CHALLENGE: Among the lines of the listing below, retype exactly those from the one containing "Give me the" through the one containing "const tabs = ['Display", both included. Do not include pictures.

INFORMATION GIVEN:
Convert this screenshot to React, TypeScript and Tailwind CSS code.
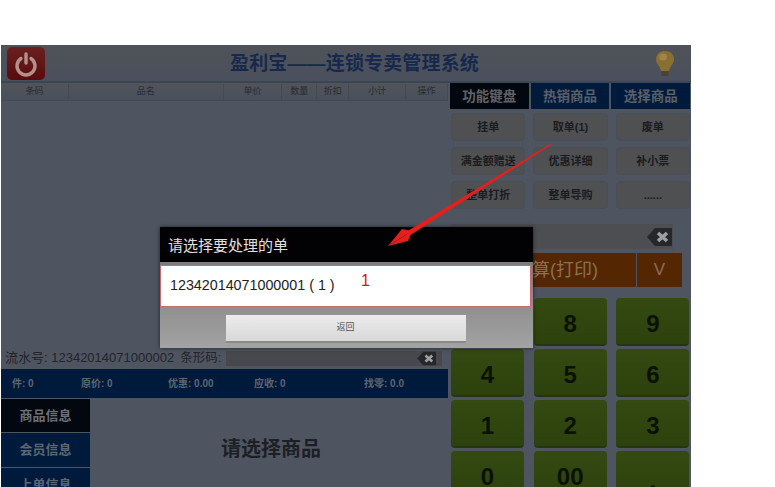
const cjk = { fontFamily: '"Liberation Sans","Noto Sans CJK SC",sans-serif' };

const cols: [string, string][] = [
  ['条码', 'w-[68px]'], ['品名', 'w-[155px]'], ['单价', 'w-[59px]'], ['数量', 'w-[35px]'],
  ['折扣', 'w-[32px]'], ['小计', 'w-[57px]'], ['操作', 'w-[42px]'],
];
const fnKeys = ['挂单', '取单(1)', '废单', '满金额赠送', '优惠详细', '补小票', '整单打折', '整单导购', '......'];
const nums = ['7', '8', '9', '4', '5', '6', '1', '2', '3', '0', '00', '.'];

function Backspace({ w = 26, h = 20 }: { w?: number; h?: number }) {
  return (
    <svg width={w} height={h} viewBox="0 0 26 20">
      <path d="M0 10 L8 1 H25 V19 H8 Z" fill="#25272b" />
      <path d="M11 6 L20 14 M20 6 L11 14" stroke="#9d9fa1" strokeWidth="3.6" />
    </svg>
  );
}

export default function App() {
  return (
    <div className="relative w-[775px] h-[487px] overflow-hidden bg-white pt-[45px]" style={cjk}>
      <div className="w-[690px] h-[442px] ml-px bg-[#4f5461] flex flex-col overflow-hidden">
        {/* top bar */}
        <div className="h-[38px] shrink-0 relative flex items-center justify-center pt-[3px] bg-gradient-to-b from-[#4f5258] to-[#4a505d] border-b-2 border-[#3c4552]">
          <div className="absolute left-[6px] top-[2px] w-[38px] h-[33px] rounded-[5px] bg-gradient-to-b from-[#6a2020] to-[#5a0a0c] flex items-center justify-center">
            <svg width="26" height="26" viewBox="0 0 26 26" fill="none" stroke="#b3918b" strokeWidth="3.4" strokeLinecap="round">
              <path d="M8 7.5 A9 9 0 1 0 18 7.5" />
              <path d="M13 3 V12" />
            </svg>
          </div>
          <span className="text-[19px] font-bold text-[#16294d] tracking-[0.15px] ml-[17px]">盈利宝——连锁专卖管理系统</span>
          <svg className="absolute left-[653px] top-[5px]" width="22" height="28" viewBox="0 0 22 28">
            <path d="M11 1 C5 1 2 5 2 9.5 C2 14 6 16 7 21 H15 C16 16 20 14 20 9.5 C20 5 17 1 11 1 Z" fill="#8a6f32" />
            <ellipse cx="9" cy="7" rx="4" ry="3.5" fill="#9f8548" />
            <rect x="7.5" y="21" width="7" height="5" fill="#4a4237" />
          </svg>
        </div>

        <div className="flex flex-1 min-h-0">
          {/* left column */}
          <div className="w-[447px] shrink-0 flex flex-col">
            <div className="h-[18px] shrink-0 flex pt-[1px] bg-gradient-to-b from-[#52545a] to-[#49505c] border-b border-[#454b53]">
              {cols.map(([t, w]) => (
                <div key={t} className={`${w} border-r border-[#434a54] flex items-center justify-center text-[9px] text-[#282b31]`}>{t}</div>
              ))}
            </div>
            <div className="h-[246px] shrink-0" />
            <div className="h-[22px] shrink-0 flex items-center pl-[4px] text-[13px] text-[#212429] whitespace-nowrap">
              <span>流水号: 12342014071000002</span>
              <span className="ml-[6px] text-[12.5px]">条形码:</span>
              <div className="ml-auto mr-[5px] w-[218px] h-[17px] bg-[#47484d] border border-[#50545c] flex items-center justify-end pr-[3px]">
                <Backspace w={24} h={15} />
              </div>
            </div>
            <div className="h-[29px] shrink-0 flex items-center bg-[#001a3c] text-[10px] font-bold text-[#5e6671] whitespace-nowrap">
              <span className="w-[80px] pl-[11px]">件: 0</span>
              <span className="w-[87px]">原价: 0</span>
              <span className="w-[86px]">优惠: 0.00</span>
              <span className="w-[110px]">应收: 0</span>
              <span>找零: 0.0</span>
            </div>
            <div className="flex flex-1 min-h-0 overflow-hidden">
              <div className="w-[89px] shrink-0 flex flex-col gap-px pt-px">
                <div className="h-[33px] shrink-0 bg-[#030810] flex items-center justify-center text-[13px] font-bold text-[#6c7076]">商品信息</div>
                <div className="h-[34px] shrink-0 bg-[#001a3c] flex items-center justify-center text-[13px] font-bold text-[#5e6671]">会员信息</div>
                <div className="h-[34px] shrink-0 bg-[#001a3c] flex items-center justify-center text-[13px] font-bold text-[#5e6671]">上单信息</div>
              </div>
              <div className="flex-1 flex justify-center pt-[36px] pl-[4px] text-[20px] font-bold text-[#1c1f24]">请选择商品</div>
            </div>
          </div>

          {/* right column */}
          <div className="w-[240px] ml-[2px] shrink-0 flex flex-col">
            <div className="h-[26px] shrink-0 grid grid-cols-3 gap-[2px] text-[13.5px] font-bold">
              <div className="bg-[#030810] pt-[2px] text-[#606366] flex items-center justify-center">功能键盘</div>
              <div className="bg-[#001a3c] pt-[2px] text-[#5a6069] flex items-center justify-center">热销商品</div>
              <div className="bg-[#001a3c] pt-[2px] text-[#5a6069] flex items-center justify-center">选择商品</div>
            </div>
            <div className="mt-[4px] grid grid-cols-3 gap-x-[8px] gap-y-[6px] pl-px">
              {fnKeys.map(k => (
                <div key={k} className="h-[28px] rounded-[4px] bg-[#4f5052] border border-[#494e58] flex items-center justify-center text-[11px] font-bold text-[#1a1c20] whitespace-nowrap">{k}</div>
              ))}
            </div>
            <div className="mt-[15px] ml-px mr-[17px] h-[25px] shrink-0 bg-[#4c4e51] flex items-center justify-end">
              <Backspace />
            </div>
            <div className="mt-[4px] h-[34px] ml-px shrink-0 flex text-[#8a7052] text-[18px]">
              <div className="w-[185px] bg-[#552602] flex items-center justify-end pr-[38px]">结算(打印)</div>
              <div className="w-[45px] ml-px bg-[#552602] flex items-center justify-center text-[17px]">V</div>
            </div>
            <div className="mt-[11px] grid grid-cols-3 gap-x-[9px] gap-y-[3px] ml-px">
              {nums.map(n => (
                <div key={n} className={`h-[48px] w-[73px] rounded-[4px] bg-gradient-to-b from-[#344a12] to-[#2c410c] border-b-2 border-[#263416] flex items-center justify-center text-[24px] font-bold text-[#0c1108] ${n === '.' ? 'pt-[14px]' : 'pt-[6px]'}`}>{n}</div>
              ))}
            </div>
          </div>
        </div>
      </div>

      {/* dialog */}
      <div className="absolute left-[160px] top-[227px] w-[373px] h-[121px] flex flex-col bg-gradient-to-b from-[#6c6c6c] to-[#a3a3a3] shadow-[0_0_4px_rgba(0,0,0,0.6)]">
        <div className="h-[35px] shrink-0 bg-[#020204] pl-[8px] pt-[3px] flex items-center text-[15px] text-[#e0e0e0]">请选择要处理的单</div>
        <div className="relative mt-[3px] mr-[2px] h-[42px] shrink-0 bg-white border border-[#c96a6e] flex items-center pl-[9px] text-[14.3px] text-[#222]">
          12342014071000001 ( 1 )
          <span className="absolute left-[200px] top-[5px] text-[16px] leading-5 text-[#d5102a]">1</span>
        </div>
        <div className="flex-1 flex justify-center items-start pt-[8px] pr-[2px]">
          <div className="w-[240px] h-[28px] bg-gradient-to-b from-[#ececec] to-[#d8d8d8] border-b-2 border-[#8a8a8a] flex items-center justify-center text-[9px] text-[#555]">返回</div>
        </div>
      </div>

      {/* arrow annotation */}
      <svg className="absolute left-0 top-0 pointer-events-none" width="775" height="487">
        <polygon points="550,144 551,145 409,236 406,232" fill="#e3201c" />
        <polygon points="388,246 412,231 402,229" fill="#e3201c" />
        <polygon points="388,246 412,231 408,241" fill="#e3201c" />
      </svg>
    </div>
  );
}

...

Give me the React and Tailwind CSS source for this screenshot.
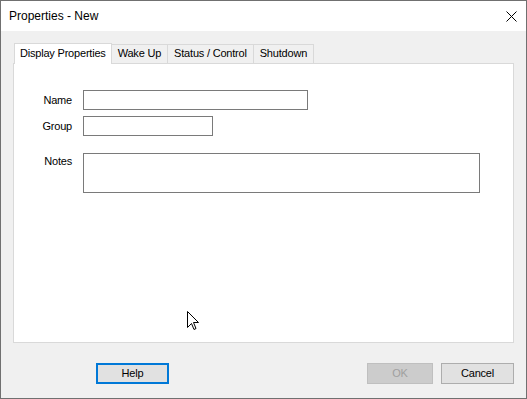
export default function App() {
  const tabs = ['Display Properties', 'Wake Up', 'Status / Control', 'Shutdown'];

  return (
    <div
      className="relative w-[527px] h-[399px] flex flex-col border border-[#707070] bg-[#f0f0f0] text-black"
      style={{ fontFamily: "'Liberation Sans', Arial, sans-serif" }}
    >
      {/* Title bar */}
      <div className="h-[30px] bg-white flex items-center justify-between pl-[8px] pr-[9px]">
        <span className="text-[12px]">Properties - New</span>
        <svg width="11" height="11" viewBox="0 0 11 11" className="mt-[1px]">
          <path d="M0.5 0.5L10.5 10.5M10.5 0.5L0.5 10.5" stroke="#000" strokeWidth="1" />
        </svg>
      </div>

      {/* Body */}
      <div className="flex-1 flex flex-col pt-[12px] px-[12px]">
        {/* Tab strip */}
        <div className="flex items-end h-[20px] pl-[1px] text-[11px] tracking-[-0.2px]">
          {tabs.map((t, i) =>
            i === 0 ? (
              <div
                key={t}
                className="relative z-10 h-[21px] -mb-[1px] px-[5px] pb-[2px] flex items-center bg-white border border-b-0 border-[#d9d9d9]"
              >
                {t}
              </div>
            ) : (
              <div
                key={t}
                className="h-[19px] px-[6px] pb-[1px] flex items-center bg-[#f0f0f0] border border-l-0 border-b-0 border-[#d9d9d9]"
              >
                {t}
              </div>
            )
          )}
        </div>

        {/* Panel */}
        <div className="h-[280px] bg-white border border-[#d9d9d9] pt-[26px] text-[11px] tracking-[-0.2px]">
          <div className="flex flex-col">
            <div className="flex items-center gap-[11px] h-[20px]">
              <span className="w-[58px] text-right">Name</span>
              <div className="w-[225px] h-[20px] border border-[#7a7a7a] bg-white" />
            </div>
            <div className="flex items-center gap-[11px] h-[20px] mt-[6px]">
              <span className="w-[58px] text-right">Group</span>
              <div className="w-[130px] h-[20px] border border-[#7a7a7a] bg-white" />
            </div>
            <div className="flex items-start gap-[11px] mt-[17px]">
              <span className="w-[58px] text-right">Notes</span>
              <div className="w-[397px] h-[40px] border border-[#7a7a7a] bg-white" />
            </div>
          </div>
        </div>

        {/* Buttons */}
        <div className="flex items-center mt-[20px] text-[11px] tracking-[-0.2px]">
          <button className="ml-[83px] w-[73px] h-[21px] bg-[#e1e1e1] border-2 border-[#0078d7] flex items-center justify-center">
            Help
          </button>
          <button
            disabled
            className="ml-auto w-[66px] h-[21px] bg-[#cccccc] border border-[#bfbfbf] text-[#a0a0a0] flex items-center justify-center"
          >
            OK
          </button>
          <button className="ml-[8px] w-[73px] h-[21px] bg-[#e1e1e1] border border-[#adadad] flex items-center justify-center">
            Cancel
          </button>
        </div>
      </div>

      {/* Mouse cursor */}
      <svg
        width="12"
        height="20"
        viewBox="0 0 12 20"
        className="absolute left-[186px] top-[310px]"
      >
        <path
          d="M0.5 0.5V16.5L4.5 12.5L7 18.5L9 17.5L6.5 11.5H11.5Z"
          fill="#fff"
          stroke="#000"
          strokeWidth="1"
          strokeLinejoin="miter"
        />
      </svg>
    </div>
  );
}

REPLY TO THE EXERCISE:
Give me the React and Tailwind CSS source for this screenshot.
export default function App() {
  const tabs = ['Display Properties', 'Wake Up', 'Status / Control', 'Shutdown'];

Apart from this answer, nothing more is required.